31. Finding that the Supreme Court’s majority relied on an acceptable assessment of the relevant facts, the Court does not see any reason to depart from that court’s finding that the statements on 11 and 14 August 2007 implied an attack on S.’s reputation that attained a level of seriousness and in a manner that caused prejudice to his personal enjoyment of his right to respect for private life so that Article 8 was brought into play (see Axel Springer, cited above, § 83), and that they were excessive.
32. Turning to the nature and severity of the sanction, the Court notes that the applicant was ordered to pay NOK 200,000 (approximately EUR 21,000) in civil redress to S. The Court does not find that this award to S. made the interference disproportionate.

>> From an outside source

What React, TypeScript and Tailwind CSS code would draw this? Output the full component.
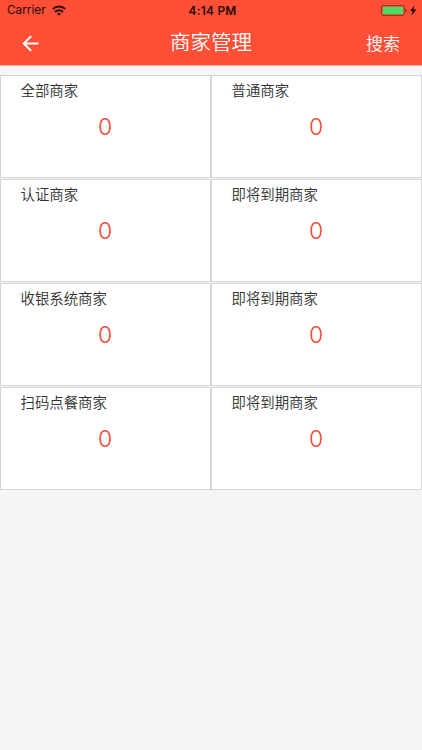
const cards = [
  { label: '全部商家', count: 0 },
  { label: '普通商家', count: 0 },
  { label: '认证商家', count: 0 },
  { label: '即将到期商家', count: 0 },
  { label: '收银系统商家', count: 0 },
  { label: '即将到期商家', count: 0 },
  { label: '扫码点餐商家', count: 0 },
  { label: '即将到期商家', count: 0 },
];

const WifiIcon = () => (
  <svg width="14" height="11" viewBox="0 0 14 11" fill="none" stroke="#2a0c06" strokeWidth="2.1">
    <path d="M0.8 4.1C4.3 0.7 9.7 0.7 13.2 4.1" />
    <path d="M3.1 6.9C5.3 4.9 8.7 4.9 10.9 6.9" />
    <path d="M7 10.6L4.9 8.7C6.1 7.6 7.9 7.6 9.1 8.7Z" fill="#2a0c06" stroke="none" />
  </svg>
);

const BatteryIcon = () => (
  <svg width="36" height="11" viewBox="0 0 36 11">
    <rect x="0.6" y="0.6" width="22.8" height="9.8" rx="1.8" fill="none" stroke="#a5331f" strokeWidth="1.1" />
    <rect x="1.8" y="1.8" width="20.4" height="7.4" rx="0.6" fill="#4cd964" />
    <path d="M24.4 3.7C25.9 4.2 25.9 6.8 24.4 7.3Z" fill="#7c2415" />
    <path d="M33.2 0.4L29.2 6.1H31.7L30.6 10.8L35.2 4.6H32.4Z" fill="#160503" />
  </svg>
);

const BackIcon = () => (
  <svg width="17" height="17" viewBox="0 0 17 17" fill="none" stroke="#fff" strokeWidth="2">
    <path d="M16.6 8.5H2" />
    <path d="M9.2 1.1L1.8 8.5L9.2 15.9" />
  </svg>
);

const StatusBar = () => (
  <div className="grid h-[21px] grid-cols-3 items-center pr-[5px] pl-[7px] font-['Inter','Liberation_Sans',sans-serif] text-[#240a05]">
    <div className="flex items-center gap-1.5">
      <span className="pt-px text-[11.8px] leading-none">Carrier</span>
      <WifiIcon />
    </div>
    <span className="pt-[2px] pl-px text-center text-[11.8px] leading-none font-semibold tracking-[0.3px]">4:14 PM</span>
    <div className="flex justify-end">
      <BatteryIcon />
    </div>
  </div>
);

export default function App() {
  return (
    <div className="min-h-screen bg-[#f5f5f5] font-['Noto_Sans_CJK_SC',sans-serif]">
      <header className="h-[66px] border-b border-[#ffb0a2] bg-[#ff4f37] text-white">
        <StatusBar />
        <div className="grid h-11 grid-cols-3 items-center px-[22px]">
          <button className="justify-self-start" aria-label="返回">
            <BackIcon />
          </button>
          <h1 className="pb-[3px] text-center text-[20.5px] leading-none font-[350] whitespace-nowrap">商家管理</h1>
          <button className="justify-self-end pb-[2px] text-[17px] leading-none font-[350]">搜索</button>
        </div>
      </header>

      <main className="mt-[9px] grid grid-cols-2 gap-y-px">
        {cards.map((card, i) => (
          <section key={i} className="h-[103px] border border-[#d6d6d9] bg-white pt-1">
            <p className="pl-[19.5px] text-[14.4px] leading-5 font-[350] text-[#303030]">{card.label}</p>
            <p className="mt-3 pr-px text-center font-['Inter',sans-serif] text-[23px] leading-[30px] font-light text-[#ef4a35]">
              {card.count}
            </p>
          </section>
        ))}
      </main>
    </div>
  );
}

33. The Supreme Court’s judgment also implied that S. was to recover legal expenses of NOK 3,074,116 (approximately EUR 315,000) for all three levels of domestic courts (see paragraphs 13-14 and 20 above). The Court has no comment to make regarding the fact that liability for costs was placed on the applicant newspaper, which had denied any liability for its statements, although the domestic courts did not concede to all of S.’s complaints. Turning to the amount, the Court notes as a starting point that it does not emerge from the Supreme Court’s judgment, or other documents submitted to the Court, that the applicant newspaper contested S.’s costs at the Supreme Court level – either the decisions on costs made by the lower court instances or S.’s bill of costs before the Supreme Court. The High Court had conceded to the newspaper’s protests against S.’s costs before that court (see paragraph 14 above). The applicant has not specifically submitted to the Court that S.’s expenses were excessive and unreasonable as such, and regard must be had to the general level of expenses in the jurisdiction (see, mutatis mutandis, Independent Newspapers (Ireland) Limited v. Ireland, no. 28199/15, § 84, 15 June 2017, with further references). Bearing in mind, additionally, that the applicant company, which was not amongst those excluded from access to justice for financial reasons, had brought the case before two appellate levels, contesting liability, and observing that there were no success fees or similar constructions in play (see, in contrast, MGN Limited v. the United Kingdom, no. 39401/04, §§ 192-220, 18 January 2011), the Court does not in the circumstances find that the decision on costs made the interference disproportionate.
34. In the light of the foregoing, the Court considers that the Supreme Court advanced relevant and sufficient reasons for its decision to impose liability on the applicant newspaper and that the interference that this entailed was proportionate to the legitimate aim pursued. Furthermore, the Court finds that the Supreme Court carried out the exercise of balancing the interests protected by Articles 10 and 8 of the Convention in conformity with the criteria laid down in the Court’s case-law and that, while opinions on the outcome may differ, there are not “strong reasons” for the Court to substitute the Supreme Court’s assessment with one of its own.
35. It follows that the application is manifestly ill-founded and must be rejected in accordance with Article 35 §§ 3 (a) and 4 of the Convention.
For these reasons, the Court, unanimously,
Declares the application inadmissible.
Done in English and notified in writing on 22 March 2018.